Conceptual question about frictional force and equilibrium

[lichenguy]

A uniform beam of length L and mass m is inclined at an angle θ to the horizontal. Its upper end
is connected to a wall by a rope, and its lower end rests on a rough, horizontal
surface. The coefficient of static friction between the beam and surface is μ_s.
Assume that the angle θ is such that the friction force is at its maximum value.
a) Draw a force diagram for the beam.
b) Using the condition of rotational equilibrium, find an expression for the tension T in the rope in terms of m, g and θ.
c) obtain an expression for μ_s, involving only the angle θ.

e) What happens if the ladder is lifted upward and its base is placed back on the ground slightly to the left of its former position? Explain.

I did a, b, and c, but I'm not sure on e. The graph shows μ in terms of the angle θ.

For e i wrote, so far, that F_N would decrease because F_T would now have a component in the same direction as F_N.
If I'm understanding this right, μ_s is changing to maintain the equilibrium?

Also, I'm not sure what is meant by "Assume that the angle θ is such that the friction force is at its maximum value.".

 

[haruspex]

FT would now have a component in the same direction as FN.

True, but note the word "slightly". If you go through the algebra you will find that for a small displacement x the change in F_T is of the order x², so I think you are supposed to ignore that.

Assume that the angle θ is such that the friction force is at its maximum value.".

As θ changes, the necessary frictional force changes. They are saying that the position of the ladder is at the extreme angle for the given frictional coefficient. Any further (which way?) and the ladder would slip.

 

[lichenguy]

True, but note the word "slightly". If you go through the algebra you will find that for a small displacement x the change in F_T is of the order x², so I think you are supposed to ignore that.

As θ changes, the necessary frictional force changes. They are saying that the position of the ladder is at the extreme angle for the given frictional coefficient. Any further (which way?) and the ladder would slip.

Ok, ty, i get the maximum frictional force thing now.

On the e question, pulling it back will decrease the angle, but am guessing it won't change the angle in the same way as before? Before we moved the top, not the bottom.

 

[lichenguy]

True, but note the word "slightly". If you go through the algebra you will find that for a small displacement x the change in F_T is of the order x², so I think you are supposed to ignore that.

As θ changes, the necessary frictional force changes. They are saying that the position of the ladder is at the extreme angle for the given frictional coefficient.

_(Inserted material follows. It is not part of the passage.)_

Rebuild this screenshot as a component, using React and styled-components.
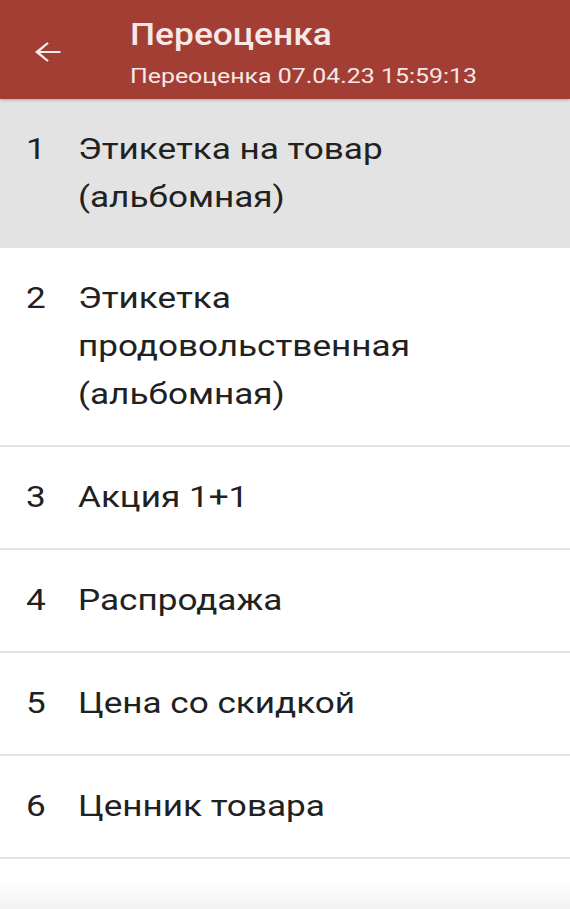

Any further (which way?) and the ladder would slip.

Does it depend on the length of the ladder? Because i found something, but I'm not sure if it's right.

 

[haruspex]

Does it depend on the length of the ladder? Because i found something, but I'm not sure if it's right.

It's a qualitative question. No, the length of the ladder does not matter.
If the base is shifted to the left, what will happen to the frictional force that is needed to maintain equilibrium? Will it increase, decrease or stay the same?

 

[lichenguy]

It's a qualitative question. No, the length of the ladder does not matter.
If the base is shifted to the left, what will happen to the frictional force that is needed to maintain equilibrium? Will it increase, decrease or stay the same?

There will be need for an increased frictional force to stay up. If the frictional force doesn't increase it will fall over, i guess.

I tried to find out if the rate of change of μ that we found earlier was enough to maintain equilibrium while moving the base back. I guess that's not what was asked.

 

[haruspex]

If the frictional force doesn't increase it will fall over,

Yes, but it is a bit inaccurate to say it will fall over. The base might hit the wall first. Just say the ladder will slip, and give your reason.

 

[lichenguy]

Yes, but it is a bit inaccurate to say it will fall over. The base might hit the wall first. Just say the ladder will slip, and give your reason.

Alright :D i didn't think of it hitting the wall, hehe.
Thanks lad!

 

[CWatters]

There will be need for an increased frictional force to stay up. If the frictional force doesn't increase it will fall over, i guess.

Assuming the surface is uniform, what affects the available friction force? Does that increase or decrease if the base is shifted to the left?